At the top of the income statement, Abercrombie’s Q2 revenue is projected to jump 1.3% to $853.2 million. Peeking further ahead, the company’s fiscal 2019 sales are expected to pop 1.9% to $3.66 billion, with 2020 projected to climb 1.8% higher than our current-year estimate.
Abercrombie is currently a Zacks Rank #5 (Strong Sell), based, in large part, on its earnings estimate revision activity. The company also sports a “C” grade for Value in our Style Scores system and is trading at 16.8X forward 12-month Zacks earnings estimates, which marks a premium compared to its industry’s 12.8X average.
It is worth noting that ANF’s board on June 12 authorized a new share repurchase program to try to help return value to shareholders. With that said, it might be best to stay away from Abercrombie stock until it proves it can sustain any possible comeback.
Microsoft Posts Beat on Strong Azure Numbers
Microsoft put a wrap on its fiscal 2019 earnings reports with a fiscal Q4 post much better than expected on both top and bottom lines. Earnings of $1.31 per share easily topped the $1.21 analysts were expecting on $33.7 billion in quarterly revenues, surpassing the $32.7 billion in the Zacks consensus. This continues a streak of earnings beats that goes back more than four full years.

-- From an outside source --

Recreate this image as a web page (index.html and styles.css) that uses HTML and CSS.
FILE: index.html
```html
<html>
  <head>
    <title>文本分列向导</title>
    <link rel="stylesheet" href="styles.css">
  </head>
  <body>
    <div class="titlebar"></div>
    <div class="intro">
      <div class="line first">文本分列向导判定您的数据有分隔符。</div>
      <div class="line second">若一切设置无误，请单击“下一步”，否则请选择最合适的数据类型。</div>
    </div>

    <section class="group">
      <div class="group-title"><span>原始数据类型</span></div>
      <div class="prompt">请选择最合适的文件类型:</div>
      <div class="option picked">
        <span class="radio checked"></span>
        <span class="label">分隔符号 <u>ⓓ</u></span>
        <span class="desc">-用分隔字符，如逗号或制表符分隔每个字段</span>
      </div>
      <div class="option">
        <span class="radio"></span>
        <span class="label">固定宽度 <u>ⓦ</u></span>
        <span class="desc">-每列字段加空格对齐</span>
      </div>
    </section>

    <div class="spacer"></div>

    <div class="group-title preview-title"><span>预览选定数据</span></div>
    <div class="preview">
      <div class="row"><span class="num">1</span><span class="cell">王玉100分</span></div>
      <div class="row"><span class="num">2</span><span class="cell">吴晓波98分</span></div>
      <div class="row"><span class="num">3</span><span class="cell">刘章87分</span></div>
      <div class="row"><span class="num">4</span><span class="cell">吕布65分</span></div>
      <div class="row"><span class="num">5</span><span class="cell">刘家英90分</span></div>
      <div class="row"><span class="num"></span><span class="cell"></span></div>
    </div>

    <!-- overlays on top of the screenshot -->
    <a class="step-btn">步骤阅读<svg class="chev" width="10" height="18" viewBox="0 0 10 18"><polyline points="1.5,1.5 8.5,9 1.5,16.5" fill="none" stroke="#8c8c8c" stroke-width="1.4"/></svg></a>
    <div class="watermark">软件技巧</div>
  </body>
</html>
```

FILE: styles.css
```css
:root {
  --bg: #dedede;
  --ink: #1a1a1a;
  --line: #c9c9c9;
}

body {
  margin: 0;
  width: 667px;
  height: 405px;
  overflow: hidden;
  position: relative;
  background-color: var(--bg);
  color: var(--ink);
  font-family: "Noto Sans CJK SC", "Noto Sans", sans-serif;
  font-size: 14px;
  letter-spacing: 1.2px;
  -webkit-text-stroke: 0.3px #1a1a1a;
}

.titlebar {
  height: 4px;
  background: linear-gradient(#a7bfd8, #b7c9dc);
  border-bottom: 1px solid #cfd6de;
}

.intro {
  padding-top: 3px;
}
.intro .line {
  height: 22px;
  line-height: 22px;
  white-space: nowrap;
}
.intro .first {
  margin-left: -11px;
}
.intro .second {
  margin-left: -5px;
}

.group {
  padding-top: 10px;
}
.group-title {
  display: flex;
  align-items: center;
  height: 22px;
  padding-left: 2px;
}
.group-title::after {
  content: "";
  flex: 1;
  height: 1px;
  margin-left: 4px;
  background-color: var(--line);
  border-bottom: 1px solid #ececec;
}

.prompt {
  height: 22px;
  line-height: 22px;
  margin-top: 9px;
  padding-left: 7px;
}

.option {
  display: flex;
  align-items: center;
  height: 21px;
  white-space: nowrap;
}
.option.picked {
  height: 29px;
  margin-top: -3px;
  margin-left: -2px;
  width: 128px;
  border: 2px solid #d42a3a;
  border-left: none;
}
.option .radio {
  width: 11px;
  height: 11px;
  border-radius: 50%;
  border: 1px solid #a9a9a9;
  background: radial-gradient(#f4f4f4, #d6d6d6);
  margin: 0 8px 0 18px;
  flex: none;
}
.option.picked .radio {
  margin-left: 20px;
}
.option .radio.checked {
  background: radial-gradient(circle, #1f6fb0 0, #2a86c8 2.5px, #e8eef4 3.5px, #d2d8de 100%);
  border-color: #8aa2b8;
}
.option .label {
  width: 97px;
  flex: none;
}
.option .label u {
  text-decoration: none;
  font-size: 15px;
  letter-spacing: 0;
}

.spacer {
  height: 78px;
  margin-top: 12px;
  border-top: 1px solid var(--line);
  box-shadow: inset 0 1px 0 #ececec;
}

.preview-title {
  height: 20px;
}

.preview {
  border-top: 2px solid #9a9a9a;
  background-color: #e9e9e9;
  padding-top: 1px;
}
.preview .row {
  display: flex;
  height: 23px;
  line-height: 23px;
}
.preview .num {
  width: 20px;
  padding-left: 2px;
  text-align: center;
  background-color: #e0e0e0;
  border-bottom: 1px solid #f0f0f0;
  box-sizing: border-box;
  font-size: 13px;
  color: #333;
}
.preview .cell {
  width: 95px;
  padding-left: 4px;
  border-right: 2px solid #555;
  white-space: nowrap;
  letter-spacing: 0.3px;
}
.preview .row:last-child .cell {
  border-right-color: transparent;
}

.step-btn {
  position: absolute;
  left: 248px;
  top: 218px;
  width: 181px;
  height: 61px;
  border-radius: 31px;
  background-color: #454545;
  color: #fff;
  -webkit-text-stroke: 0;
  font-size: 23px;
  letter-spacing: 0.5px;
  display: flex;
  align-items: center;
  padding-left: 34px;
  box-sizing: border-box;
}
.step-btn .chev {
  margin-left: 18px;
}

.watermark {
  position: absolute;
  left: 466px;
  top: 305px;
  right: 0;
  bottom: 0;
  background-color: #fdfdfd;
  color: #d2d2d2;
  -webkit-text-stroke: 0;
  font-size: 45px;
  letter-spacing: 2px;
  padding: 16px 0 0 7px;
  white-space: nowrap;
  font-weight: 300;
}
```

Microsoft’s intelligent cloud space, Azure, outperformed expectations with $11.4 billion for the quarter, helping what CEO Satya Nadella called a “record full year for Microsoft.” Gross margins came in at 69%, ahead of the 67% anticipated. The company also credited gains in Windows, Office, XBox Live and LinkedIn, to name just a few. Commercial cloud revenue came in up 39% year over year.
Shares are up roughly 1% in late trading, following the Q4 earnings post. Nadella has received lots of credit in the turnaround for Microsoft, bringing it from a strictly software operation to a cloud-sourcing major. Microsoft has enjoyed a 35% gain year to date.